# Your goal
Return the number of lines that include the string "React", without any other text.

# Data shown
%%

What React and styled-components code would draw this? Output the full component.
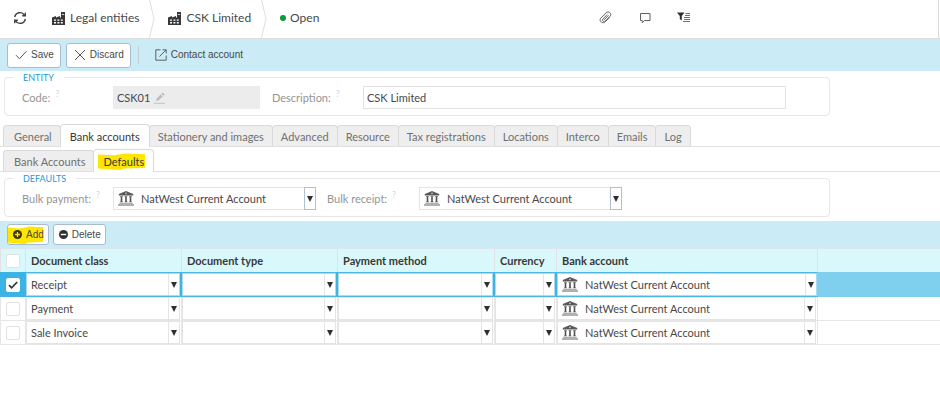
import React, { useState } from "react";
import styled, { createGlobalStyle, css } from "styled-components";

const uiFont = `Lato, "Open Sans", sans-serif`;
const buttonFont = `"Liberation Sans", Arial, sans-serif`;

const GlobalStyle = createGlobalStyle`
  *, *::before, *::after { box-sizing: border-box; }
  body { margin: 0; background: #fff; }
  button, input, select { font: inherit; color: inherit; }
`;

const Page = styled.div`
  font-family: ${uiFont};
  font-size: 11px;
  line-height: 16px;
  color: #484848;
`;

/* Header with breadcrumbs */

const Header = styled.header`
  display: flex;
  align-items: stretch;
  height: 39px;
  border-bottom: 1px solid #dcdcdc;
`;

const IconButton = styled.button`
  display: flex;
  align-items: center;
  justify-content: center;
  width: 39px;
  padding: 0 0 3px;
  border: 0;
  background: none;
`;

const Crumbs = styled.nav`
  display: flex;
  flex: 1;
`;

const Crumb = styled.a`
  display: flex;
  align-items: center;
  gap: 5px;
  padding: 0 0 2px 13px;
  font-size: 12px;
  white-space: nowrap;
  color: #484848;
  text-decoration: none;
`;

const Separator = styled.svg`
  flex: none;
  width: 6px;
  height: 38px;
  margin-left: 10px;
`;

const StatusDot = styled.span`
  width: 6px;
  height: 6px;
  margin-right: -1px;
  border-radius: 50%;
  background: #0b9a3c;
`;

const HeaderTools = styled.div`
  display: flex;
  margin-right: 235px;
`;

const HeaderEdge = styled.div`
  width: 2px;
  border-left: 1px solid #dcdcdc;
`;

/* Toolbars */

const Toolbar = styled.div`
  display: flex;
  align-items: center;
  gap: ${(p) => (p.$compact ? "4px" : "5px")};
  height: ${(p) => (p.$compact ? "27px" : "32px")};
  padding: 0 7px;
  background: #cbebf6;
  font-family: ${buttonFont};
  font-size: 10px;
`;

const Button = styled.button`
  position: relative;
  isolation: isolate;
  display: flex;
  align-items: center;
  gap: 4px;
  height: ${(p) => (p.$compact ? "21px" : "25px")};
  padding: ${(p) => (p.$compact ? "0 4px 0 5px" : "0 6px 0 7px")};
  border: 1px solid #a9bccb;
  border-radius: 3px;
  background: #fff;
  white-space: nowrap;
`;

const Divider = styled.span`
  width: 1px;
  height: 18px;
  margin: 0 11px 0 2px;
  background: #c3cdd1;
`;

const ToolLink = styled.a`
  display: flex;
  align-items: center;
  gap: 4px;
  color: #484848;
  text-decoration: none;
`;

const Marker = styled.svg`
  position: absolute;
  z-index: -1;
  left: ${(p) => p.$left};
  top: ${(p) => p.$top};
  width: ${(p) => p.$width};
  height: ${(p) => p.$height};
  fill: #ffe600;
`;

/* Field groups */

const Group = styled.fieldset`
  display: flex;
  align-items: center;
  max-width: 826px;
  min-width: 0;
  margin: ${(p) => p.$margin};
  padding: 2px 0 6px 17px;
  border: 1px solid #e6e6e6;
  border-radius: 4px;
`;

const Legend = styled.legend`
  margin-left: -9px;
  padding: 0 10px;
  font-size: 9px;
  line-height: 13px;
  color: #2499d3;
`;

const FieldLabel = styled.label`
  flex: none;
  width: ${(p) => p.$width};
  color: #959595;
`;

const Hint = styled.sup`
  margin-left: 5px;
  font-size: 9px;
  line-height: 0;
  color: #dccbf0;
`;

const CodeBox = styled.div`
  display: flex;
  align-items: center;
  flex: none;
  width: 147px;
  height: 23px;
  margin-right: 12px;
  padding-left: 4px;
  background: #ececec;
`;

const CodeInput = styled.input`
  width: 37px;
  padding: 0;
  border: 0;
  background: none;
  outline: none;
`;

const TextInput = styled.input`
  flex: 1;
  min-width: 0;
  height: 23px;
  margin-right: 43px;
  padding: 0 3px;
  border: 1px solid #e2e2e2;
  outline: none;
`;

/* Drop-downs */

const SelectBox = styled.div`
  position: relative;
  display: flex;
  align-items: center;
  height: 23px;
  border: 1px solid #e4e4e4;
  background: #fff;
  ${(p) =>
    p.$field &&
    css`
      flex: none;
      width: 203px;
      margin-right: 11px;
    `}
`;

const Select = styled.select`
  flex: 1;
  min-width: 0;
  width: 100%;
  height: 100%;
  padding: 0 14px 0 ${(p) => (p.$icon ? "27px" : "4px")};
  border: 0;
  background: none;
  appearance: none;
  outline: none;
`;

const SelectIcon = styled.span`
  position: absolute;
  left: 4px;
  top: 3px;
  display: flex;
  pointer-events: none;
`;

const Arrow = styled.span`
  position: absolute;
  top: 0;
  bottom: 0;
  right: 0;
  display: flex;
  align-items: center;
  justify-content: center;
  width: 11px;
  border-left: 1px solid #e4e4e4;
  pointer-events: none;
  ${(p) =>
    p.$framed &&
    css`
      inset: -1px -1px -1px auto;
      width: 12px;
      border: 1px solid #afc1d0;
    `}
`;

/* Tabs */

const TabBar = styled.div`
  display: flex;
  align-items: flex-end;
  height: ${(p) => (p.$sub ? "25px" : "24px")};
  padding-left: 4px;
  border-bottom: 1px solid #e0e0e0;
`;

const Tab = styled.button`
  height: 21px;
  margin-left: -1px;
  padding: 2px 8px 0;
  border: 1px solid #d9d9d9;
  border-bottom: 0;
  border-radius: 4px 4px 0 0;
  background: #eeeeee;
  color: #707070;
  white-space: nowrap;
  &:first-child { padding-left: 10px; }
  ${(p) =>
    p.$active &&
    css`
      position: relative;
      height: 23px;
      margin-bottom: -1px;
      padding: 2px 9px 1px;
      background: #fff;
      color: #383838;
      isolation: isolate;
    `}
`;

/* Grid */

const Grid = styled.table`
  width: 100%;
  table-layout: fixed;
  border-collapse: separate;
  border-spacing: 0;
`;

const HeadCell = styled.th`
  height: 24px;
  padding: 0 5px;
  border-right: 1px solid #e1e1e6;
  border-top: 1px solid #dce6ea;
  background: #d8f8fb;
  font-weight: 700;
  text-align: left;
  white-space: nowrap;
  color: #383838;
  &:first-child { border-left: 1px solid #e1e1e6; }
  &:last-child { border-right: 0; }
`;

const Cell = styled.td`
  height: 24px;
  padding: 0 1px 0 0;
  border-bottom: 1px solid #e6e6e6;
  border-right: 1px solid #e6e6e6;
  &:first-child { border-left: 1px solid #e6e6e6; }
  &:last-child { border-right: 0; }
  ${(p) =>
    p.$selected &&
    css`
      height: 25px;
      padding: 0;
      border-top: 1px solid #4fb8e2;
      border-bottom: 1px solid #4fb8e2;
      border-right: 2px solid #3fb3e2;
      &:nth-last-child(2) { border-right: 1px solid #7fd0ee; }
      &:last-child {
        border-color: #7fd0ee;
        background: #7fd0ee;
      }
      &:first-child {
        border-color: #3bb4e5;
        border-right-width: 1px;
        background: #3bb4e5;
      }
    `}
`;

const TickLabel = styled.label`
  display: flex;
  align-items: center;
  justify-content: center;
`;

const TickBox = styled.input`
  width: 14px;
  height: 14px;
  margin: 0;
  appearance: none;
  border: 1px solid #e2e2e2;
  border-radius: 2px;
  background: #fff;
  &:checked {
    background: #fff url("data:image/svg+xml,%3Csvg xmlns='http://www.w3.org/2000/svg' viewBox='0 0 12 12'%3E%3Cpath d='M2 6.2 4.6 8.8 10.2 3' fill='none' stroke='%23333' stroke-width='1.7'/%3E%3C/svg%3E") center / 12px no-repeat;
    border-color: #fff;
  }
`;

const CellSelect = styled(SelectBox)`
  ${(p) => p.$selected && css`border-color: #a9dcf1;`}
`;

/* Drawings */

const RefreshIcon = () => (
  <svg width="14" height="14" viewBox="0 0 14 14" fill="none" stroke="#404040" strokeWidth="1.4">
    <path d="M1.7 6.2A5.3 5.3 0 0 1 11.5 4.2M12.3 7.8A5.3 5.3 0 0 1 2.5 9.8" />
    <path d="M12.3 1.8V4.7H9.2M1.7 12.2V9.3h3.1" />
  </svg>
);

const FactoryIcon = () => (
  <svg width="13" height="13" viewBox="0 0 13 13" fill="#383838">
    <path d="M0 5.6 4 4v1.6L8 4v1.4h1V0h4v13H0z" />
    <path
      d="M2 7.4h2v1.4H2zM5.4 7.4h2v1.4h-2zM8.8 7.4h2v1.4h-2zM2 10h2v1.4H2zM5.4 10h2v1.4h-2zM8.8 10h2v1.4h-2zM9.8 2h2.4v.7H9.8z"
      fill="#fff"
    />
  </svg>
);

const CrumbEdge = () => (
  <Separator viewBox="0 0 6 38" fill="none" stroke="#dedede">
    <path d="M.5 0 5 18.5.5 38" />
  </Separator>
);

const ClipIcon = () => (
  <svg width="13" height="13" viewBox="0 0 13 13" fill="none" stroke="#606060" strokeWidth="1">
    <path d="M10.6 6.4 6.2 10.8C3.5 13.4-.6 9.8 1.9 7L7.2 1.7c2.4-2.2 6 .9 3.9 3.5L6.3 10c-1.6 1.4-3.6-.5-2.4-2.1L8.3 3.5M4.9 8.9l4.5-4.5" />
  </svg>
);

const CommentIcon = () => (
  <svg width="12" height="12" viewBox="0 0 12 12" fill="none" stroke="#606060">
    <path d="M1.5 1.5h9.5v7H5.6L3.2 10.8V8.5H1.5z" strokeLinejoin="round" />
  </svg>
);

const FilterIcon = () => (
  <svg width="14" height="11" viewBox="0 0 14 11">
    <path d="M0 .5h7.5L4.8 4v4.4L2.8 7V4z" fill="#303030" />
    <path d="M8.5 1.5H13M8 3.5h5M7 5.5h6M7 7.5h6M6 9.5h7" stroke="#707070" />
  </svg>
);

const CheckIcon = () => (
  <svg width="12" height="10" viewBox="0 0 12 10" fill="none" stroke="#505050">
    <path d="m1 5.2 3.5 3.5L11.5 1.2" />
  </svg>
);

const CrossIcon = () => (
  <svg width="12" height="12" viewBox="0 0 12 12" fill="none" stroke="#505050">
    <path d="m1 1 10 10M11 1 1 11" />
  </svg>
);

const ExternalIcon = () => (
  <svg width="12" height="12" viewBox="0 0 12 12" fill="none" stroke="#606060">
    <path d="M5.5.8H.8v10.4h10.4V6.5M7.5.8h3.7v3.7M11.2.8 4.5 7.5" />
  </svg>
);

const PlusIcon = () => (
  <svg width="9" height="9" viewBox="0 0 9 9">
    <circle cx="4.5" cy="4.5" r="4.5" fill="#383818" />
    <path d="M4.5 2v5M2 4.5h5" stroke="#ffe600" strokeWidth="1.3" />
  </svg>
);

const MinusIcon = () => (
  <svg width="9" height="9" viewBox="0 0 9 9">
    <circle cx="4.5" cy="4.5" r="4.5" fill="#303030" />
    <path d="M1.8 4.5h5.4" stroke="#fff" strokeWidth="1.4" />
  </svg>
);

const PencilIcon = () => (
  <svg width="12" height="12" viewBox="0 0 12 12">
    <path d="m2 9 .7-2.6L6.6 2.5l2 2L4.6 8.4zM7.3 1.8 8.8.4l2 2-1.5 1.4z" fill="#bdbdbd" />
    <path d="M0 11.3h11" stroke="#c4c4c4" />
  </svg>
);

const BankIcon = () => (
  <svg width="16" height="15" viewBox="0 0 16 15">
    <path d="M8 0 15.2 3v1.4H.8V3z" fill="#5a5a5a" />
    <circle cx="8" cy="2.4" r=".8" fill="#ccc" />
    <path
      d="M2.2 5.2h2.6v.8h-.5v4.6h.5v.6H2.2v-.6h.5V6h-.5zM6.7 5.2h2.6v.8h-.5v4.6h.5v.6H6.7v-.6h.5V6h-.5zM11.2 5.2h2.6v.8h-.5v4.6h.5v.6h-2.6v-.6h.5V6h-.5z"
      fill="#505050"
    />
    <path d="M1.2 11.8h13.6V13H16v2H0v-2h1.2z" fill="#b0b0b0" />
  </svg>
);

const TriangleIcon = () => (
  <svg width="6" height="6" viewBox="0 0 6 6">
    <path d="M0 0h6L3 6z" fill="#303030" />
  </svg>
);

const Highlight = (props) => (
  <Marker viewBox="0 0 50 18" preserveAspectRatio="none" {...props}>
    <path d="M0 1.5 17 2.5 30 .5 50 1.2V16L28 16.5 24 18 14 17.5 0 16.5z" />
  </Marker>
);

const Dropdown = ({ id, label, value, icon, field, selected }) => {
  const Box = field ? SelectBox : CellSelect;
  return (
    <Box $field={field} $selected={selected}>
      {icon && (
        <SelectIcon>
          <BankIcon />
        </SelectIcon>
      )}
      <Select id={id} aria-label={label} $icon={icon} defaultValue={value}>
        <option value={value}>{value}</option>
      </Select>
      <Arrow $framed={field}>
        <TriangleIcon />
      </Arrow>
    </Box>
  );
};

const tabs = [
  "General",
  "Bank accounts",
  "Stationery and images",
  "Advanced",
  "Resource",
  "Tax registrations",
  "Locations",
  "Interco",
  "Emails",
  "Log",
];

const columns = ["Document class", "Document type", "Payment method", "Currency", "Bank account"];
const account = "NatWest Current Account";
const rows = ["Receipt", "Payment", "Sale Invoice"];

export default function App() {
  const [tab, setTab] = useState("Bank accounts");
  const [checked, setChecked] = useState("Receipt");

  return (
    <Page>
      <GlobalStyle />
      <Header>
        <IconButton aria-label="Refresh">
          <RefreshIcon />
        </IconButton>
        <Crumbs>
          <Crumb href="#entities">
            <FactoryIcon />
            Legal entities
          </Crumb>
          <CrumbEdge />
          <Crumb href="#csk">
            <FactoryIcon />
            CSK Limited
          </Crumb>
          <CrumbEdge />
          <Crumb href="#status">
            <StatusDot />
            Open
          </Crumb>
        </Crumbs>
        <HeaderTools>
          <IconButton aria-label="Attachments">
            <ClipIcon />
          </IconButton>
          <IconButton aria-label="Comments">
            <CommentIcon />
          </IconButton>
          <IconButton aria-label="Filter">
            <FilterIcon />
          </IconButton>
        </HeaderTools>
        <HeaderEdge />
      </Header>

      <Toolbar>
        <Button>
          <CheckIcon />
          Save
        </Button>
        <Button>
          <CrossIcon />
          Discard
        </Button>
        <Divider />
        <ToolLink href="#contact">
          <ExternalIcon />
          Contact account
        </ToolLink>
      </Toolbar>

      <Group $margin="0 4px 7px">
        <Legend>ENTITY</Legend>
        <FieldLabel htmlFor="code" $width="91px">
          Code:<Hint>?</Hint>
        </FieldLabel>
        <CodeBox>
          <CodeInput id="code" defaultValue="CSK01" readOnly />
          <PencilIcon />
        </CodeBox>
        <FieldLabel htmlFor="description" $width="91px">
          Description:<Hint>?</Hint>
        </FieldLabel>
        <TextInput id="description" defaultValue="CSK Limited" />
      </Group>

      <TabBar role="tablist">
        {tabs.map((name) => (
          <Tab key={name} role="tab" aria-selected={name === tab} $active={name === tab} onClick={() => setTab(name)}>
            {name}
          </Tab>
        ))}
      </TabBar>
      <TabBar role="tablist" $sub>
        <Tab role="tab">Bank Accounts</Tab>
        <Tab role="tab" aria-selected $active>
          <Highlight $left="4px" $top="3px" $width="47px" $height="17px" />
          Defaults
        </Tab>
      </TabBar>

      <Group $margin="0 4px 4px">
        <Legend>DEFAULTS</Legend>
        <FieldLabel htmlFor="bulk-payment" $width="91px">
          Bulk payment:<Hint>?</Hint>
        </FieldLabel>
        <Dropdown id="bulk-payment" value={account} icon field />
        <FieldLabel htmlFor="bulk-receipt" $width="92px">
          Bulk receipt:<Hint>?</Hint>
        </FieldLabel>
        <Dropdown id="bulk-receipt" value={account} icon field />
      </Group>

      <Toolbar $compact>
        <Button $compact>
          <Highlight $left="0px" $top="1px" $width="35px" $height="18px" />
          <PlusIcon />
          Add
        </Button>
        <Button $compact>
          <MinusIcon />
          Delete
        </Button>
      </Toolbar>

      <Grid>
        <colgroup>
          <col width="26" />
          <col width="156" />
          <col width="156" />
          <col width="157" />
          <col width="62" />
          <col width="261" />
          <col />
        </colgroup>
        <thead>
          <tr>
            <HeadCell>
              <TickLabel>
                <TickBox type="checkbox" aria-label="Select all" />
              </TickLabel>
            </HeadCell>
            {columns.map((name) => (
              <HeadCell key={name}>{name}</HeadCell>
            ))}
            <HeadCell />
          </tr>
        </thead>
        <tbody>
          {rows.map((name) => {
            const selected = name === checked;
            return (
              <tr key={name}>
                <Cell $selected={selected}>
                  <TickLabel>
                    <TickBox
                      type="checkbox"
                      aria-label={`Select ${name}`}
                      checked={selected}
                      onChange={() => setChecked(selected ? null : name)}
                    />
                  </TickLabel>
                </Cell>
                {columns.map((column, index) => (
                  <Cell key={column} $selected={selected}>
                    <Dropdown
                      label={`${column} for ${name}`}
                      value={index === 0 ? name : index === 4 ? account : ""}
                      icon={index === 4}
                      selected={selected}
                    />
                  </Cell>
                ))}
                <Cell $selected={selected} />
              </tr>
            );
          })}
        </tbody>
      </Grid>
    </Page>
  );
}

%%

# Output of the exercise
2